As deadlines tighten toward the end of Q4, most teams are feeling the pressure. Budgets get reviewed. Projects get scrapped. Leadership starts asking, “What did we actually accomplish this year?”

This is when the difference between hours logged and progress made becomes painfully clear.

If a team spends weeks logging hours but their deliverables are stuck in endless review cycles, momentum flatlines. If a team keeps revisiting the same decisions, momentum drains away. If collaboration slows execution instead of strengthening it, momentum evaporates.

Research shows that strong performance tracking includes initiative, output trends, and how well objectives translate into actual results, not just whether someone attended daily meetings and answered all their emails.
 
Momentum is the thing teams feel intuitively but rarely measure objectively. It’s the sense that:
  • Projects move instead of stalling
  • Decisions stick instead of shifting
  • People finish more than they start
And momentum is built on one simple formula: Clear collaboration + minimized wasted time = accelerated execution
 
You can’t create momentum by tracking hours. But you can boost momentum by understanding what happens inside those hours.

Building a team system that counts the right things

To make every hour count in the last stretch of 2025, teams need to rethink how they interpret time data. These things won’t fully replace the timecard calculator, but will add more value to it.
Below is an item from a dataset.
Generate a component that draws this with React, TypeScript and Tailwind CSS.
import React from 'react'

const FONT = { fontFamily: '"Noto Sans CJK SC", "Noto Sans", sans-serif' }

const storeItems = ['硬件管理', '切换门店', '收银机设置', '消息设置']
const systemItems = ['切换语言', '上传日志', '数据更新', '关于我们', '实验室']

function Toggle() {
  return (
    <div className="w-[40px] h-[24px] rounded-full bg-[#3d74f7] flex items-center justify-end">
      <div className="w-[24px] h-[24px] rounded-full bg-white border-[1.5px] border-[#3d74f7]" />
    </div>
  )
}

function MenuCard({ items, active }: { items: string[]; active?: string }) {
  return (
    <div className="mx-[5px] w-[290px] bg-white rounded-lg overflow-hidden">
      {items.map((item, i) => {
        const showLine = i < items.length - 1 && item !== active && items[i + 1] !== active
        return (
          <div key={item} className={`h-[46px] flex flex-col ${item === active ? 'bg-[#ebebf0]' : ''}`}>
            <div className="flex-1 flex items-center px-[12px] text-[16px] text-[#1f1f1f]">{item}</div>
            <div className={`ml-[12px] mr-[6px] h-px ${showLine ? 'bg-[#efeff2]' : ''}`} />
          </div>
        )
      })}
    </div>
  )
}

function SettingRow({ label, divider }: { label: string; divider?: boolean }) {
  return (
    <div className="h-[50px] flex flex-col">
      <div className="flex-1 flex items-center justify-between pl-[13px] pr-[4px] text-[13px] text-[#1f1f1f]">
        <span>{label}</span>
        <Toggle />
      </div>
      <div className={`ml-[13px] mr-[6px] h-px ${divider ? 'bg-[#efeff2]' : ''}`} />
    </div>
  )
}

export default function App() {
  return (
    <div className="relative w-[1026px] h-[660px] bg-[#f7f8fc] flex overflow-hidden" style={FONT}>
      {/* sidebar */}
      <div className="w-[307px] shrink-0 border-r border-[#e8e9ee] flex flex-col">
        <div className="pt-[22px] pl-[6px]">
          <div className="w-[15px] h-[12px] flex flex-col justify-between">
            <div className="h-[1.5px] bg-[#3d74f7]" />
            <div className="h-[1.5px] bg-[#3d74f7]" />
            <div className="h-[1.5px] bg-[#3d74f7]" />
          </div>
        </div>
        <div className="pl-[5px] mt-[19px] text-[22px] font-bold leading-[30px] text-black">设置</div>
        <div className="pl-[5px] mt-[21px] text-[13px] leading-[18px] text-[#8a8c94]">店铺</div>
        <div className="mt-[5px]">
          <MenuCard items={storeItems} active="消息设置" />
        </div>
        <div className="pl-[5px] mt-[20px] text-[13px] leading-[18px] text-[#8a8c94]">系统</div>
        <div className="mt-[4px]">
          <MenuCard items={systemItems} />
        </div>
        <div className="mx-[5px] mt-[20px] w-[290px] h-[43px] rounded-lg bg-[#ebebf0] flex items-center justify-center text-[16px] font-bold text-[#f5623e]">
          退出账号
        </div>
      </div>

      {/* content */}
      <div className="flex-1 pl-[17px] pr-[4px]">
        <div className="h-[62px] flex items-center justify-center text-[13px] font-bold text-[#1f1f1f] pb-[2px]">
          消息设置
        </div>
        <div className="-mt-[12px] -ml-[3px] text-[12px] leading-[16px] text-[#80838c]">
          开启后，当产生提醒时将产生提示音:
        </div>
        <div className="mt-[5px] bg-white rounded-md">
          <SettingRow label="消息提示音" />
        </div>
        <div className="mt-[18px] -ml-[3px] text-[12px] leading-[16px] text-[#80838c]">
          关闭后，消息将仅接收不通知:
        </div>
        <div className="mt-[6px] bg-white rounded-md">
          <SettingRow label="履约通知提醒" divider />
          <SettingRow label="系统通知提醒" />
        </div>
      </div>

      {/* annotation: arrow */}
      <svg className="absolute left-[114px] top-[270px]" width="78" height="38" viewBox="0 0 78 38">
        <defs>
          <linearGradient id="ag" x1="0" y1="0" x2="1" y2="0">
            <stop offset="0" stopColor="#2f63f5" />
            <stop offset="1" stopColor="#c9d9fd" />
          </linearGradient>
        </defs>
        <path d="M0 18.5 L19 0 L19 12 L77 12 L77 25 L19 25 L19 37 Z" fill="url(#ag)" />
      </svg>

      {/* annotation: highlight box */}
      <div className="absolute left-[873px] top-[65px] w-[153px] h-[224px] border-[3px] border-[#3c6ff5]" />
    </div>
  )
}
1. Capture collaboration patterns

Start noting how many hours were spent in:

  • Communication
  • Execution
  • Revisions
  • Waiting for others

This alone reveals where work is slowing down.

2. Pair time data with output data

Hours only matter when paired with:

  • Finished deliverables
  • Cycle time
  • Quality
  • Re-work volume
Suddenly, the story shifts from “we worked hard” to “we worked effectively.”
 

3. Measure momentum

Momentum indicators include:

  • Number of tasks completed vs. started
  • Backlog size week over week
  • Decision turnaround time
  • Cross-team response time

These aren’t traditional productivity metrics, but they predict success far better than raw time totals.

4. Remove friction ruthlessly

Wasted time rarely disappears on its own; you have to hunt it, name it, and tear it out by the root:
 
  • Shorten decision paths
  • Replace status meetings with written updates
  • Set explicit response-time norms across teams
  • Document expectations before work starts, not after it goes sideways
Every hour reclaimed from friction is an hour added to forward motion.

To make timecards useful, make them contextual

Logging hours isn’t the problem; the lack of context is.
 
Tracking hours without understanding what those hours accomplished is like tracking calories eaten with no regard for their nutritional value. You might lose some weight, but you won’t be doing as much for your health as you could.

Teams that thrive in the final months of the year don’t simply work more hours. They collaborate with intention. They eliminate time wasters aggressively. They build momentum deliberately. They treat time as an accelerant, not a ledger.

And when they do track hours, whether through a timecard calculator or another time-tracking platform, those hours mean something.
 
2025 isn’t over yet. There’s still time to make every hour count, but only if you stop treating time like a simple math problem and start treating it like a part of a much bigger equation.